I still have my score from then, from the sixties, that I bought very, very early. When I was in London, I heard this very famous performance that André Previn did with the London Symphony Orchestra. He then went on to make a famous recording. It’s something we played a lot in Birmingham because we found it’s a kind of cult piece, that if people get into this, they get into it in a most extraordinary way.

It is a shout of joy, relief and ecstasy for the end of World War II. Messiaen was in a prison camp for a lot of World War II – not knowing whether he would survive, he wrote the astonishing Quartet For the End of Time for himself and the other three musicians who were there.

But you feel with Turangalîla that this is a song of love. Messiaen was always longing for life. It is generous, it is ridiculous. It’s ten movements! Some of it is so far over the top, you can hardly imagine what you are hearing.

Messiaen loved jazz and big band music, and so you hear the fact that he was listening to these screaming brass sections in jazz. But he was also fascinated by Indian music. I’d always wished my French was better, so I could have spoken to him more when we met, but you felt that he was willing to embody the whole Earth. It’s an experience to be part of and play a piece of such variety, energy and ecstasy. There’s very, very little like it.’

On Olivier Messiaen

The piece also shows Messiaen’s condition where when he hears a chord, he hears specific colours. So if you change a note in a chord, it will become a little more purple or a little more blue for him. In that way, synesthesia must be a complete blessing. His whole world must have been like living in a stained glass window.

I have a funny story that André Previn told me – a lot of André’s stories were true, if not quite all of them but I’m sure this was. He played Turangalîla with the Chicago Symphony Orchestra and Messiaen was there. At the end of the dress rehearsal, he went to talk to Messiaen and the orchestra asked, ‘Well, what did the composer say?’ He said, ‘I don’t think you want to know what he said.’ ‘But we really want to know what he said.’ He said, ‘Well, the truth is, he just said, ‘Could the brass section be a little bit more orange?”

And so this must be how he heard music and saw it. I did an interview in my twenties and I said in an unthinking moment that it’s like a huge great musical Mars Bar. But in fact, it has much more variety than a Mars Bar, but probably even more calories.’

On Betsy Jolas

‘She’s lived through everything. She is funny and wise and imaginative and slightly off the wall.’

‘Betsy Jolas is one of the most extraordinary living composers. Like many other people, I found out about her music much too late, but fortunately she survives everything.
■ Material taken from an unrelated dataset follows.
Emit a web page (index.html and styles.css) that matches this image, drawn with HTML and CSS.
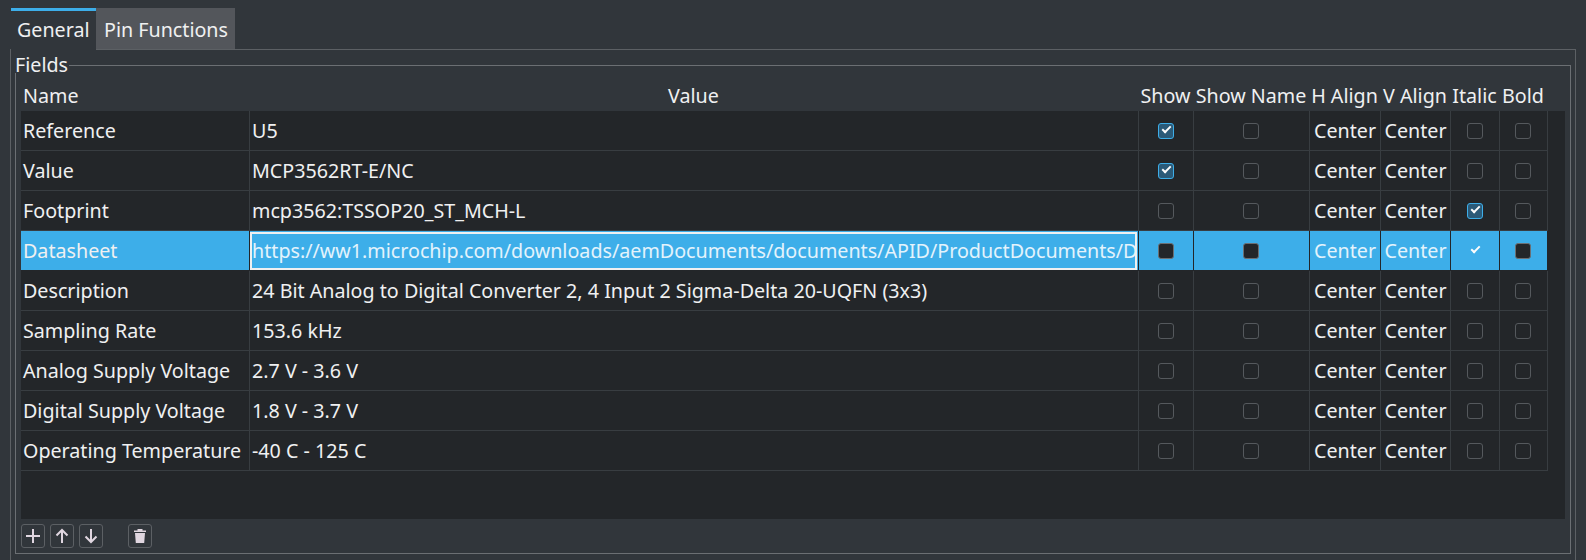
FILE: index.html
```html
<!DOCTYPE html>
<html>
<head>
    <link rel="stylesheet" href="styles.css">
</head>
<body>
    <div class="tabs">
        <div class="tab active">General</div>
        <div class="tab">Pin Functions</div>
    </div>
    <div class="pane">
        <fieldset class="group">
            <legend>Fields</legend>
            <div class="grid-wrap">
                <table class="grid">
                    <colgroup>
                        <col class="c-name"><col class="c-value"><col class="c-show"><col class="c-showname">
                        <col class="c-halign"><col class="c-valign"><col class="c-italic"><col class="c-bold">
                    </colgroup>
                    <thead>
                        <tr>
                            <th class="left">Name</th><th>Value</th><th>Show</th><th>Show Name</th>
                            <th>H Align</th><th>V Align</th><th>Italic</th><th>Bold</th>
                        </tr>
                    </thead>
                    <tbody>
                        <tr>
                            <td>Reference</td><td>U5</td>
                            <td><span class="check on"></span></td><td><span class="check"></span></td>
                            <td>Center</td><td>Center</td>
                            <td><span class="check"></span></td><td><span class="check"></span></td>
                        </tr>
                        <tr>
                            <td>Value</td><td>MCP3562RT-E/NC</td>
                            <td><span class="check on"></span></td><td><span class="check"></span></td>
                            <td>Center</td><td>Center</td>
                            <td><span class="check"></span></td><td><span class="check"></span></td>
                        </tr>
                        <tr>
                            <td>Footprint</td><td>mcp3562:TSSOP20_ST_MCH-L</td>
                            <td><span class="check"></span></td><td><span class="check"></span></td>
                            <td>Center</td><td>Center</td>
                            <td><span class="check on"></span></td><td><span class="check"></span></td>
                        </tr>
                        <tr class="selected">
                            <td>Datasheet</td>
                            <td class="editing"><div class="editor">https://ww1.microchip.com/downloads/aemDocuments/documents/APID/ProductDocuments/D</div></td>
                            <td><span class="check"></span></td><td><span class="check"></span></td>
                            <td>Center</td><td>Center</td>
                            <td><span class="check on"></span></td><td><span class="check"></span></td>
                        </tr>
                        <tr>
                            <td>Description</td><td>24 Bit Analog to Digital Converter 2, 4 Input 2 Sigma-Delta 20-UQFN (3x3)</td>
                            <td><span class="check"></span></td><td><span class="check"></span></td>
                            <td>Center</td><td>Center</td>
                            <td><span class="check"></span></td><td><span class="check"></span></td>
                        </tr>
                        <tr>
                            <td>Sampling Rate</td><td>153.6 kHz</td>
                            <td><span class="check"></span></td><td><span class="check"></span></td>
                            <td>Center</td><td>Center</td>
                            <td><span class="check"></span></td><td><span class="check"></span></td>
                        </tr>
                        <tr>
                            <td>Analog Supply Voltage</td><td>2.7 V - 3.6 V</td>
                            <td><span class="check"></span></td><td><span class="check"></span></td>
                            <td>Center</td><td>Center</td>
                            <td><span class="check"></span></td><td><span class="check"></span></td>
                        </tr>
                        <tr>
                            <td>Digital Supply Voltage</td><td>1.8 V - 3.7 V</td>
                            <td><span class="check"></span></td><td><span class="check"></span></td>
                            <td>Center</td><td>Center</td>
                            <td><span class="check"></span></td><td><span class="check"></span></td>
                        </tr>
                        <tr>
                            <td>Operating Temperature</td><td>-40 C - 125 C</td>
                            <td><span class="check"></span></td><td><span class="check"></span></td>
                            <td>Center</td><td>Center</td>
                            <td><span class="check"></span></td><td><span class="check"></span></td>
                        </tr>
                    </tbody>
                </table>
            </div>
            <div class="toolbar">
                <button class="tool" title="Add">
                    <svg viewBox="0 0 16 16"><path d="M8 1v14M1 8h14"/></svg>
                </button>
                <button class="tool" title="Up">
                    <svg viewBox="0 0 16 16"><path d="M8 15V2M2.5 7.5L8 2l5.5 5.5"/></svg>
                </button>
                <button class="tool" title="Down">
                    <svg viewBox="0 0 16 16"><path d="M8 1v13M2.5 8.5L8 14l5.5-5.5"/></svg>
                </button>
                <button class="tool spaced" title="Delete">
                    <svg viewBox="0 0 16 16"><path class="solid" d="M2 2.5h12V4H2zM5.5 1h5v1.5h-5zM3 5h10l-.8 10H3.8z"/></svg>
                </button>
            </div>
        </fieldset>
    </div>
</body>
</html>
```

FILE: styles.css
```css
html, body {
    height: 100%;
}
body {
    margin: 0;
    overflow: hidden;
    background-color: #31363b;
    color: #eff0f1;
    font-family: "Noto Sans", sans-serif;
    font-size: 19.7px;
}

/* tabs */
.tabs {
    display: flex;
    height: 42px;
    margin: 8px 0 0 11px;
    position: relative;
    z-index: 1;
}
.tab {
    padding: 0 7px 0 8px;
    line-height: 44px;
    background-color: #53565b;
    border-bottom: 1px solid #5c6064;
    box-sizing: border-box;
}
.tab.active {
    width: 85px;
    line-height: 37px;
    padding: 0 0 0 6px;
    background-color: #31363b;
    border-top: 3px solid #3daee9;
    border-bottom: none;
}

.pane {
    box-sizing: border-box;
    margin: -1px 10px 0 10px;
    height: 520px;
    padding: 7px 4px 0 4px;
    border: 1px solid #5c6064;
}

/* group box */
.group {
    margin: 0;
    padding: 8px 4px 0 5px;
    height: 497px;
    box-sizing: border-box;
    border: 1px solid #6b6f73;
}
.group legend {
    padding: 0 1px 0 0;
    margin-left: -6px;
    height: 16px;
    line-height: 16px;
    background-color: #31363b;
}

/* table */
.grid-wrap {
    background: linear-gradient(#31363b 30px, #232629 30px);
    width: 1544px;
    height: 438px;
}
.grid {
    table-layout: fixed;
    width: 1527px;
    border-collapse: separate;
    border-spacing: 0;
}
.c-name { width: 229px; }
.c-value { width: 889px; }
.c-show { width: 55px; }
.c-showname { width: 116px; }
.c-halign { width: 71px; }
.c-valign { width: 70px; }
.c-italic { width: 49px; }
.c-bold { width: 48px; }

.grid th {
    box-sizing: border-box;
    height: 30px;
    padding: 0 2px 2px 0;
    font-weight: normal;
    text-align: center;
    white-space: nowrap;
}
.grid th.left {
    text-align: left;
    padding-left: 2px;
}
.grid td {
    box-sizing: border-box;
    height: 40px;
    padding: 0 2px;
    white-space: nowrap;
    overflow: hidden;
    border-right: 1px solid #383d41;
    border-bottom: 1px solid #383d41;
}
.grid td:nth-child(n+3) {
    text-align: center;
}

.selected td {
    background-color: #3daee9;
    color: #e3f3fc;
    border-right-color: #232629;
    border-bottom-color: #232629;
}
.selected td:first-child {
    color: #eff0f1;
}
.selected td.editing {
    padding: 0;
}
.editor {
    box-sizing: border-box;
    height: 38px;
    line-height: 34px;
    padding: 0;
    margin-right: 1px;
    border: 2px solid #eff0f1;
    overflow: hidden;
    white-space: nowrap;
}

/* checkboxes */
.check {
    display: inline-block;
    box-sizing: border-box;
    width: 16px;
    height: 16px;
    vertical-align: middle;
    border: 1px solid #55595d;
    border-radius: 3px;
    position: relative;
    top: -2px;
}
.grid td:nth-child(4) .check,
.grid td:nth-child(8) .check {
    margin-right: 1px;
}
.check.on {
    background-color: #2b5a78;
    border-color: #3daee9;
}
.check.on::after {
    content: "";
    position: absolute;
    left: 3px;
    top: 2px;
    width: 7px;
    height: 3px;
    border-left: 2px solid #fcfcfc;
    border-bottom: 2px solid #fcfcfc;
    transform: rotate(-45deg);
}
.selected .check {
    background-color: #232629;
    border-color: #6b6f73;
}
.selected .check.on {
    background-color: transparent;
    border-color: transparent;
}

/* toolbar */
.toolbar {
    display: flex;
    gap: 5px;
    margin-top: 5px;
}
.tool {
    box-sizing: border-box;
    width: 24px;
    height: 24px;
    padding: 3px;
    background-color: #31363b;
    border: 1px solid #5c6064;
    border-radius: 3px;
}
.tool.spaced {
    margin-left: 20px;
}
.tool svg {
    display: block;
    width: 16px;
    height: 16px;
    fill: none;
    stroke: #e0d6e0;
    stroke-width: 2;
}
.tool svg .solid {
    fill: #e0d6e0;
    stroke: none;
}
```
When I asked her to write a piece for the end of the season, she said, ‘Why not? I’ll only be 96.’ It’s so interesting because of course she grew up with Messiaen. She knew all these people. She founded the big Domaine music series to play new music with Pierre Boulez after World War II.

She’s lived through everything. She is funny and wise and imaginative and slightly off the wall, and so is her music. It has all those things. And as a composer in her nineties, there’s so much colour in her music, but not one more note than necessary. It has been such a joy discovering both her and her music.

When she’s around, I find people in the orchestra gather around her to ask about, for example, when she sung Verdi’s Requiem conducted by Toscanini, or to ask ‘What was De Chirico like?’ It’s as though the entire 20th century has gone through her. She said to me at dinner after one concert, when she was talking about a piece, ‘Simon, do forgive me. I’m such a pre-war girl.’ She is really a joy, a great musician, and it will be so good to have her music sitting there with Messiaen. How extraordinary that they are really of the same time, but thank you, God, she’s still with us.’